Oct 29 2014
Underground Afghan Women’s Group Says US Leaves Afghanistan Worse Than Before
Thirteen years after the US launched a war in Afghanistan, Marines, along with British forces, left a key base in Helmand Province, turning it over to Afghanistan’s government. The base closure is part of a planned draw-down of forces that President Obama promised, and represents a transition role for the US which focuses on training and advising Afghan troops. While the troop reduction is supposed to signal the wrapping up of a war, the war in Afghanistan is anything but over. According to Reuters, “Casualties among both civilians and Afghan security forces are near all-time highs this year, with hundreds killed and wounded each month in the conflict.”
Afghans elected a new President who took office just weeks ago. In one of his first acts as President, Mr. Ashraf Ghani signed a long-awaited security agreement with the United States. Ghani took over from Hamid Karzai, a two-term President who became wracked with accusations of corruption. But Ghani’s election was marred by so much evidence of fraud that he was forced to share power with his closest rival, Abdullah Abdullah, who Ghani named Afghanistan’s first Chief Executive Officer, a newly created role akin to a Prime Minister.
Even more controversially, Ghani named as his First Vice President, Abdul Rashid Dostum, one of Afghanistan’s most notorious warlords who Ghani himself referred to as “a known killer” some years ago.
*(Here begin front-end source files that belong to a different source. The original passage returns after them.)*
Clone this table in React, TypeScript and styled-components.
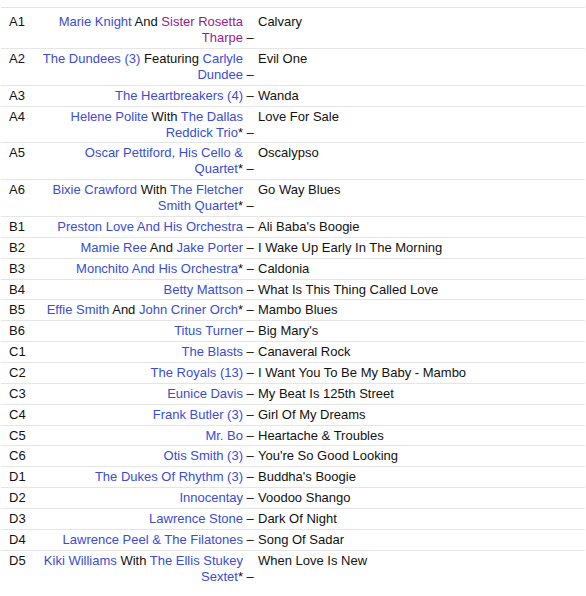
import React from 'react'
import styled, { createGlobalStyle } from 'styled-components'

const GlobalStyle = createGlobalStyle`
	body {
		margin: 0;
		background: #fff;
		font-family: "Liberation Sans", Arial, Helvetica, sans-serif;
	}
`

export const Tracklist = styled.div`
	padding: 7px 1px 0 1px;
	font-size: 13px;
	line-height: 16px;
	color: #111;
`
export const Row = styled.div`
	display: grid;
	grid-template-columns: 37px 216px 1fr;
	border-top: 1px solid #e5e5e5;
	padding: 2px 0 1.85px;

	&:first-child {
		padding-top: 6px;
	}
`
export const Pos = styled.div`
	padding-left: 8px;
`
export const Artists = styled.div`
	text-align: right;
	padding-right: 11px;
`
// zero-width so the dash hangs into the padding and never forces a wrap
export const Dash = styled.span`
	display: inline-block;
	width: 0;
	white-space: nowrap;
	text-align: left;
	vertical-align: top;
`
export const Title = styled.div`
	padding-left: 4px;
`
export const ArtistLink = styled.a<{ $visited?: boolean }>`
	color: ${(p) => (p.$visited ? '#9a1b8a' : '#3a4cd6')};
	text-decoration: none;
	cursor: pointer;
`

type Part = string | { name: string; visited?: boolean }

type Track = {
	pos: string
	artists: Part[]
	title: string
}

const tracks: Track[] = [
	{ pos: 'A1', artists: [{ name: 'Marie Knight' }, ' And ', { name: 'Sister Rosetta Tharpe', visited: true }], title: 'Calvary' },
	{ pos: 'A2', artists: [{ name: 'The Dundees (3)' }, ' Featuring ', { name: 'Carlyle Dundee' }], title: 'Evil One' },
	{ pos: 'A3', artists: [{ name: 'The Heartbreakers (4)' }], title: 'Wanda' },
	{ pos: 'A4', artists: [{ name: 'Helene Polite' }, ' With ', { name: 'The Dallas Reddick Trio' }, '*'], title: 'Love For Sale' },
	{ pos: 'A5', artists: [{ name: 'Oscar Pettiford, His Cello & Quartet' }, '*'], title: 'Oscalypso' },
	{ pos: 'A6', artists: [{ name: 'Bixie Crawford' }, ' With ', { name: 'The Fletcher Smith Quartet' }, '*'], title: 'Go Way Blues' },
	{ pos: 'B1', artists: [{ name: 'Preston Love And His Orchestra' }], title: "Ali Baba's Boogie" },
	{ pos: 'B2', artists: [{ name: 'Mamie Ree' }, ' And ', { name: 'Jake Porter' }], title: 'I Wake Up Early In The Morning' },
	{ pos: 'B3', artists: [{ name: 'Monchito And His Orchestra' }, '*'], title: 'Caldonia' },
	{ pos: 'B4', artists: [{ name: 'Betty Mattson' }], title: 'What Is This Thing Called Love' },
	{ pos: 'B5', artists: [{ name: 'Effie Smith' }, ' And ', { name: 'John Criner Orch' }, '*'], title: 'Mambo Blues' },
	{ pos: 'B6', artists: [{ name: 'Titus Turner' }], title: "Big Mary's" },
	{ pos: 'C1', artists: [{ name: 'The Blasts' }], title: 'Canaveral Rock' },
	{ pos: 'C2', artists: [{ name: 'The Royals (13)' }], title: 'I Want You To Be My Baby - Mambo' },
	{ pos: 'C3', artists: [{ name: 'Eunice Davis' }], title: 'My Beat Is 125th Street' },
	{ pos: 'C4', artists: [{ name: 'Frank Butler (3)' }], title: 'Girl Of My Dreams' },
	{ pos: 'C5', artists: [{ name: 'Mr. Bo' }], title: 'Heartache & Troubles' },
	{ pos: 'C6', artists: [{ name: 'Otis Smith (3)' }], title: "You're So Good Looking" },
	{ pos: 'D1', artists: [{ name: 'The Dukes Of Rhythm (3)' }], title: "Buddha's Boogie" },
	{ pos: 'D2', artists: [{ name: 'Innocentay' }], title: 'Voodoo Shango' },
	{ pos: 'D3', artists: [{ name: 'Lawrence Stone' }], title: 'Dark Of Night' },
	{ pos: 'D4', artists: [{ name: 'Lawrence Peel & The Filatones' }], title: 'Song Of Sadar' },
	{ pos: 'D5', artists: [{ name: 'Kiki Williams' }, ' With ', { name: 'The Ellis Stukey Sextet' }, '*'], title: 'When Love Is New' },
]

const App = () => {
	return (
		<>
			<GlobalStyle />
			<Tracklist>
				{tracks.map((t) => (
					<Row key={t.pos}>
						<Pos>{t.pos}</Pos>
						<Artists>
							{t.artists.map((a, i) =>
								typeof a === 'string' ? (
									<React.Fragment key={i}>{a}</React.Fragment>
								) : (
									<ArtistLink key={i} $visited={a.visited}>
										{a.name}
									</ArtistLink>
								)
							)}
							<Dash>{'\u00a0–'}</Dash>
						</Artists>
						<Title>{t.title}</Title>
					</Row>
				))}
			</Tracklist>
		</>
	)
}

export default App
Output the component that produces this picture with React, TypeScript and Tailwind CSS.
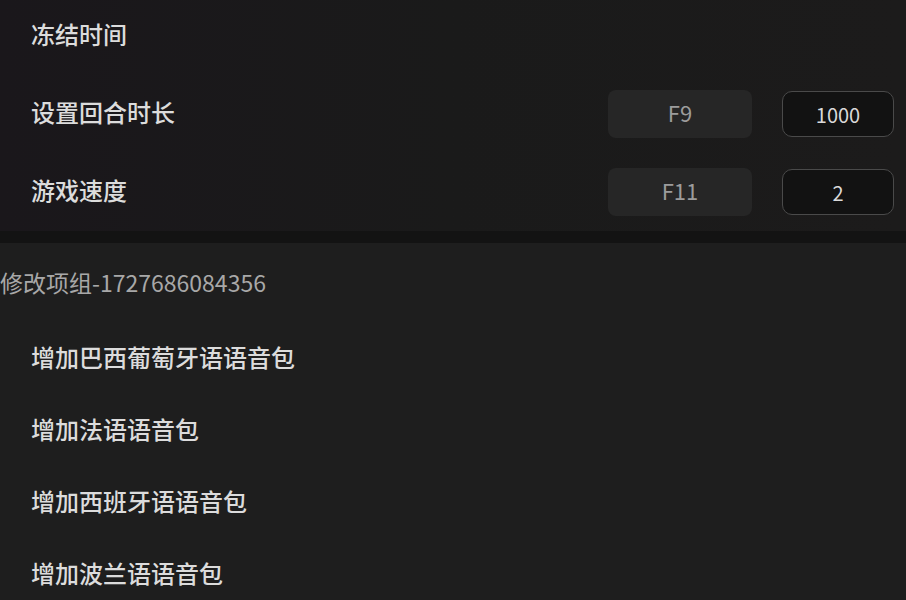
const rows = [
  { label: "冻结时间" },
  { label: "设置回合时长", key: "F9", value: "1000" },
  { label: "游戏速度", key: "F11", value: "2" },
];

const packs = ["增加巴西葡萄牙语语音包", "增加法语语音包", "增加西班牙语语音包", "增加波兰语语音包"];

export default function App() {
  return (
    <div className="h-[600px] w-full overflow-hidden bg-[#1e1e1e] font-['Noto_Sans_CJK_SC',sans-serif]">
      {/* top group */}
      <div className="-mt-[3px] bg-gradient-to-r from-[#1a171b] via-[#1a1a1a] to-[#1c1b1b]">
        {rows.map((r) => (
          <div key={r.label} className="flex h-[78px] items-center justify-between pl-[31px] pr-[12px]">
            <span className="pb-[5px] text-[24px] font-medium text-[#dcdcdc]">{r.label}</span>
            {r.key && (
              <div className="flex items-center gap-[30px]">
                <div className="flex h-[48px] w-[144px] items-center justify-center rounded-lg bg-[#262626] pb-[3px] text-[22px] text-[#9c9c9c]">
                  {r.key}
                </div>
                <input
                  readOnly
                  value={r.value}
                  className="h-[46px] w-[112px] rounded-[10px] border border-[#4a4a4a] bg-[#121212] text-center text-[20px] text-[#dadada] outline-none"
                />
              </div>
            )}
          </div>
        ))}
      </div>

      <div className="h-[12px] bg-[#131313]" />

      {/* second group */}
      <div className="flex h-[78px] items-center text-[23px] text-[#a8a8a8]">修改项组-1727686084356</div>
      {packs.map((p) => (
        <div key={p} className="flex h-[72px] items-center pl-[31px] text-[24px] font-medium text-[#dcdcdc]">
          {p}
        </div>
      ))}
    </div>
  );
}
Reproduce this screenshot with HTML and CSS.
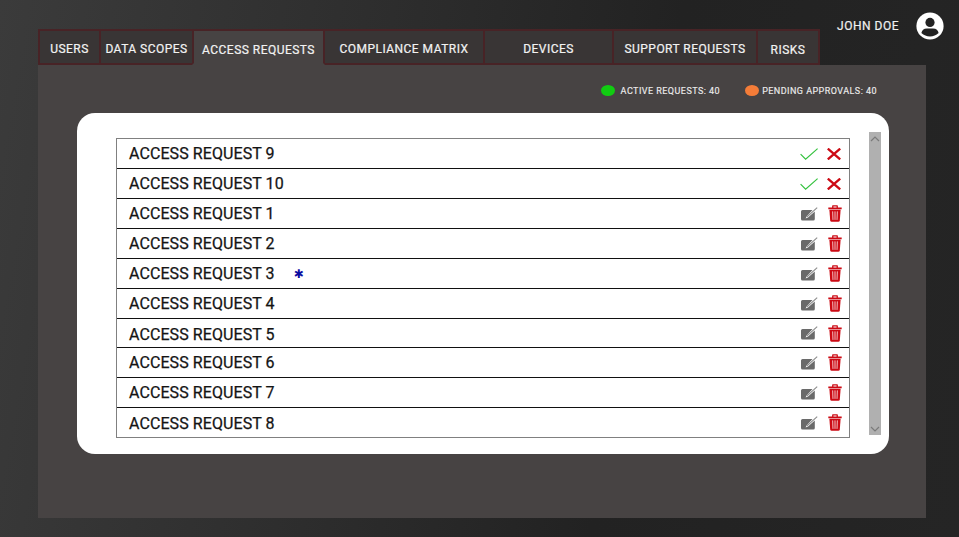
FILE: index.html
```html
<!DOCTYPE html>
<html lang="en">
<head>
<meta charset="utf-8">
<title>Access Requests</title>
<link rel="stylesheet" href="styles.css">
</head>
<body>
<svg class="defs" width="0" height="0" aria-hidden="true">
  <symbol id="i-check" viewBox="0 0 18 12"><path d="M0.6 6.2 L5.6 11.2 L17.6 0.6" fill="none" stroke="#35c23f" stroke-width="1.2"/></symbol>
  <symbol id="i-x" viewBox="0 0 14 12"><path d="M0.8 0.6 L13.2 11.4 M13.2 0.6 L0.8 11.4" fill="none" stroke="#cc0a14" stroke-width="2.3"/></symbol>
  <symbol id="i-edit" viewBox="0 0 17 14">
    <path d="M1.5 3 H11.5 L5.6 9.4 L4.6 11.4 L7 10.6 L13.8 4.6 V12 Q13.8 13.5 12.3 13.5 H1.5 Q0 13.5 0 12 V4.5 Q0 3 1.5 3 Z" fill="#6a6a6a"/>
    <path d="M6 9.8 L16.2 0.6" fill="none" stroke="#8a8a8a" stroke-width="1.1"/>
  </symbol>
  <symbol id="i-trash" viewBox="0 0 13 16">
    <path d="M0.2 2.4 H12.8 V3.9 H0.2 Z M3.8 2.6 V0.9 Q3.8 0.3 4.4 0.3 H8.6 Q9.2 0.3 9.2 0.9 V2.6 H8 V1.3 H5 V2.6 Z" fill="#cc0a14"/>
    <path d="M1.2 4.4 H11.8 L11 14.6 Q10.9 15.8 9.7 15.8 H3.3 Q2.1 15.8 2 14.6 Z" fill="#cc0a14"/>
    <path d="M4.3 6 L4.6 14 M6.5 6 V14 M8.7 6 L8.4 14" fill="none" stroke="#fff" stroke-width="0.7"/>
  </symbol>
</svg>

<header class="top">
  <nav class="tabs">
    <a class="tab tab-users">USERS</a>
    <a class="tab tab-scopes">DATA SCOPES</a>
    <a class="tab tab-access is-active">ACCESS REQUESTS</a>
    <a class="tab tab-matrix">COMPLIANCE MATRIX</a>
    <a class="tab tab-devices">DEVICES</a>
    <a class="tab tab-support">SUPPORT REQUESTS</a>
    <a class="tab tab-risks">RISKS</a>
  </nav>
  <div class="user">
    <span class="user-name">JOHN DOE</span>
    <svg class="avatar" viewBox="0 0 28 28" width="28" height="28">
      <circle cx="14" cy="14" r="13.6" fill="#fff"/>
      <circle cx="14" cy="10.4" r="4.6" fill="#222"/>
      <path d="M5.4 21 Q6 16.6 11 16.4 H17 Q22 16.6 22.6 21 Q19 24.4 14 24.4 Q9 24.4 5.4 21 Z" fill="#222"/>
    </svg>
  </div>
</header>

<main class="panel">
  <div class="legend">
    <span class="legend-item"><i class="dot dot-green"></i><span class="legend-label">ACTIVE REQUESTS: 40</span></span>
    <span class="legend-item legend-pending"><i class="dot dot-orange"></i><span class="legend-label">PENDING APPROVALS: 40</span></span>
  </div>
  <section class="card">
    <ul class="list">
      <li class="row"><span class="name">ACCESS REQUEST 9</span><span class="acts"><svg class="ic-check"><use href="#i-check"/></svg><svg class="ic-x"><use href="#i-x"/></svg></span></li>
      <li class="row"><span class="name">ACCESS REQUEST 10</span><span class="acts"><svg class="ic-check"><use href="#i-check"/></svg><svg class="ic-x"><use href="#i-x"/></svg></span></li>
      <li class="row"><span class="name">ACCESS REQUEST 1</span><span class="acts"><svg class="ic-edit"><use href="#i-edit"/></svg><svg class="ic-trash"><use href="#i-trash"/></svg></span></li>
      <li class="row"><span class="name">ACCESS REQUEST 2</span><span class="acts"><svg class="ic-edit"><use href="#i-edit"/></svg><svg class="ic-trash"><use href="#i-trash"/></svg></span></li>
      <li class="row"><span class="name">ACCESS REQUEST 3</span><span class="star">✱</span><span class="acts"><svg class="ic-edit"><use href="#i-edit"/></svg><svg class="ic-trash"><use href="#i-trash"/></svg></span></li>
      <li class="row"><span class="name">ACCESS REQUEST 4</span><span class="acts"><svg class="ic-edit"><use href="#i-edit"/></svg><svg class="ic-trash"><use href="#i-trash"/></svg></span></li>
      <li class="row row-short"><span class="name name-low">ACCESS REQUEST 5</span><span class="acts"><svg class="ic-edit"><use href="#i-edit"/></svg><svg class="ic-trash"><use href="#i-trash"/></svg></span></li>
      <li class="row"><span class="name">ACCESS REQUEST 6</span><span class="acts"><svg class="ic-edit"><use href="#i-edit"/></svg><svg class="ic-trash"><use href="#i-trash"/></svg></span></li>
      <li class="row"><span class="name">ACCESS REQUEST 7</span><span class="acts"><svg class="ic-edit"><use href="#i-edit"/></svg><svg class="ic-trash"><use href="#i-trash"/></svg></span></li>
      <li class="row row-last"><span class="name name-low">ACCESS REQUEST 8</span><span class="acts"><svg class="ic-edit"><use href="#i-edit"/></svg><svg class="ic-trash"><use href="#i-trash"/></svg></span></li>
    </ul>
    <div class="scrollbar">
      <svg class="chev" viewBox="0 0 10 6" width="10" height="6"><path d="M1 5 L5 1 L9 5" fill="none" stroke="#7a7a7a" stroke-width="1.2"/></svg>
      <svg class="chev" viewBox="0 0 10 6" width="10" height="6"><path d="M1 1 L5 5 L9 1" fill="none" stroke="#7a7a7a" stroke-width="1.2"/></svg>
    </div>
  </section>
</main>
</body>
</html>
```
FILE: styles.css
```css
* { box-sizing: border-box; }
html, body { margin: 0; height: 100%; }
body {
  width: 959px;
  height: 537px;
  overflow: hidden;
  background: linear-gradient(100deg, #3b3b3b 0%, #2e2e2e 35%, #222 65%, #252525 100%);
  font-family: Roboto, "Liberation Sans", sans-serif;
  color: #fff;
}
.defs { display: block; height: 0; }

.top {
  display: flex;
  justify-content: space-between;
  align-items: flex-start;
  height: 65px;
  padding-left: 38px;
  padding-right: 15px;
}
.tabs { display: flex; margin-top: 29px; height: 36px; }
.tab {
  display: flex;
  align-items: center;
  justify-content: center;
  height: 36px;
  background: #393535;
  border: 2px solid #482326;
  font-size: 12px;
  font-weight: 400;
  -webkit-text-stroke: 0.2px #f2f2f2;
  letter-spacing: 0.47px;
  color: #f2f2f2;
  white-space: nowrap;
  padding-top: 4px;
  margin-right: -2px;
}
.tab-users { width: 63px; }
.tab-scopes { width: 95px; }
.tab-access { width: 133px; }
.tab-matrix { width: 162px; }
.tab-devices { width: 131px; }
.tab-support { width: 146px; }
.tab-risks { width: 64px; padding-top: 6px; }
.tab.is-active {
  position: relative;
  background: #474343;
  border-bottom-color: #474343;
  padding-top: 6px;
}

.user {
  display: flex;
  align-items: center;
  gap: 17px;
  margin-top: 12px;
}
.user-name { font-size: 12px; font-weight: 400; -webkit-text-stroke: 0.2px #f0f0f0; letter-spacing: 0.5px; color: #f0f0f0; }
.avatar { display: block; }

.panel {
  width: 888px;
  height: 453px;
  margin-left: 38px;
  background: #474343;
  padding: 0 37px 0 39px;
}
.legend {
  display: flex;
  justify-content: flex-end;
  height: 48px;
  padding-top: 19px;
  padding-right: 12px;
}
.legend-item { display: flex; align-items: center; height: 13px; }
.legend-pending { margin-left: 25px; }
.legend-label { font-size: 9px; font-weight: 400; -webkit-text-stroke: 0.15px #ececec; letter-spacing: 0.46px; color: #ececec; }
.dot { width: 14px; height: 11px; border-radius: 50%; margin-right: 6px; display: block; }
.legend-pending .dot { margin-right: 3px; }
.dot-green { background: #11cc11; }
.dot-orange { background: #f47c38; }

.card {
  position: relative;
  display: flex;
  align-items: flex-start;
  width: 812px;
  height: 341px;
  background: #fff;
  border-radius: 18px;
  padding: 25px 8px 0 39px;
}
.list {
  list-style: none;
  margin: 0;
  padding: 0;
  width: 734px;
  border: 1px solid #808080;
}
.row {
  display: flex;
  align-items: center;
  height: 30px;
  padding-left: 12px;
  padding-right: 7px;
  border-bottom: 1px solid #111;
  color: #141414;
}
.row-short { height: 29px; }
.row-last { border-bottom: 0; height: 29px; }
.name { font-size: 16px; font-weight: 400; -webkit-text-stroke: 0.25px #141414; letter-spacing: 0.08px; }
.name-low { padding-top: 2px; }
.star { margin-left: 19px; font-size: 12px; color: #0b0ba0; font-family: "DejaVu Sans", sans-serif; font-weight: 700; }
.acts { margin-left: auto; display: flex; align-items: center; }
.ic-check { width: 18px; height: 12px; margin-right: 9px; display: block; }
.ic-x { width: 14px; height: 12px; display: block; margin-right: 1px; }
.ic-edit { width: 17px; height: 14px; margin-right: 10px; display: block; }
.ic-trash { width: 14px; height: 17px; display: block; margin-right: 0; }

.scrollbar {
  display: flex;
  flex-direction: column;
  justify-content: space-between;
  align-items: center;
  width: 12px;
  height: 303px;
  margin-left: 19px;
  margin-top: -6px;
  padding: 4px 0 3px;
  background: #b0b0b0;
}
.chev { display: block; }
```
Dostum has been strongly implicated in the mass killing of 2000 Taliban soldiers in 2001, among other war crimes.
GUEST: Reena, a member of RAWA, the Revolutionary Association of the Women of Afghanistan, an underground women’s political organization that has worked since 1977 to organize Afghans against fundamentalism and foreign occupation.
Visit RAWA online at www.rawa.org.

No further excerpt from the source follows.